Monday, December 8, 2014

San Isidro Labrador

Two weeks ago I went with six other international election observers (aka my buddies) to San Isidro Labrador, a town in the department of Chelatenango where international companies have threatened, and some have already started, to explore and extract gold. This is a very dirty process, using and then dumping massive quantities of arsenic into the water supply. And from my former life, let me tell you, arsenic is REALLY hard to get out of the water once it’s in there (think dried Play-Doh on a shag carpet – it sticks to EVERYTHING). Mining in El Salvador threatens not only to extract resources without any pay-back to the people, but to contaminate the country’s largest water supply, the Río Lempa.

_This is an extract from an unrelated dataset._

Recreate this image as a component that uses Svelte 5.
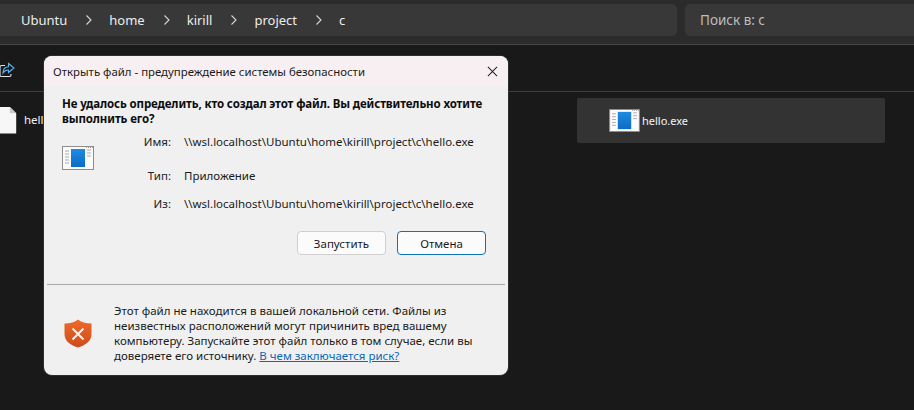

The election in San Isidro, though small, was the second ever community consultation in the country. Although the past three presidents have upheld a mining moratorium, communities are afraid that if a new president comes into power, the moratorium would go bye-bye, as would their water supply. And so communities are taking advantage of a constitutional right to hold their own consultation. Us foreigners were there as election observers to uphold that the election was clean, and that everyone who wanted to vote could. And it was… all but three out of 250 voted NO to the mine, with two YES and one null.

Being an election observer, especially on an issue that is so near and dear to my heart, was an exhausting but important opportunity. In the heat of the moment (literally the sweltering, sticky heat), it ain’t all that glamorous. You sit and watch, you write a report, you go home. But what it meant is far bigger. These communities are following the lead of environmental movements in Canada, in Australia, and in the U.S. (Exhibit A: Keystone Pipeline), where in the face of political paralysis, communities take it upon themselves to openly declare what is often the unanimous will of the people. In El Salvador, I am not “the people,” but I can use my unique voice as a gringa to validate and affirm the voices of those clamoring for things to be different.

You can read the full story here (with another nice mug shot of yours truly).

This was just too good not to photograph.

One thing the State Department doesn't tell you... El Salvador is GORGEOUS.

And so we woke up to this. Life is rough... real rough.

Cori (roommate) is really excited.

It's like Indiana Jones but better... we get vests.

Lining up to cast the ballot.

Then you have to ink your finger so no one can vote twice.

Cori is excited... again.

One of the voting centers was held at a school... thus, tiny chairs.

Now all my grammatical errors are recorded for posterity.

For the very old, a little assistance is necessary.

Catie, our fearless leader.

Management had to come in and hold down the fort.

San José Las Flores says NO to projects of exploration and exploitation mining.

In case you can't tell, that first column is NO, the second column is YES. They're convinced the person who voted YES had dimentia.

Real fascinating stuff, I know.

They held up each vote as it was removed from the ballot box and showed it so everyone could see.

Press conference the next day to report on our findings. "It was a clean and transparent election, with an overwhelming majority against the mine."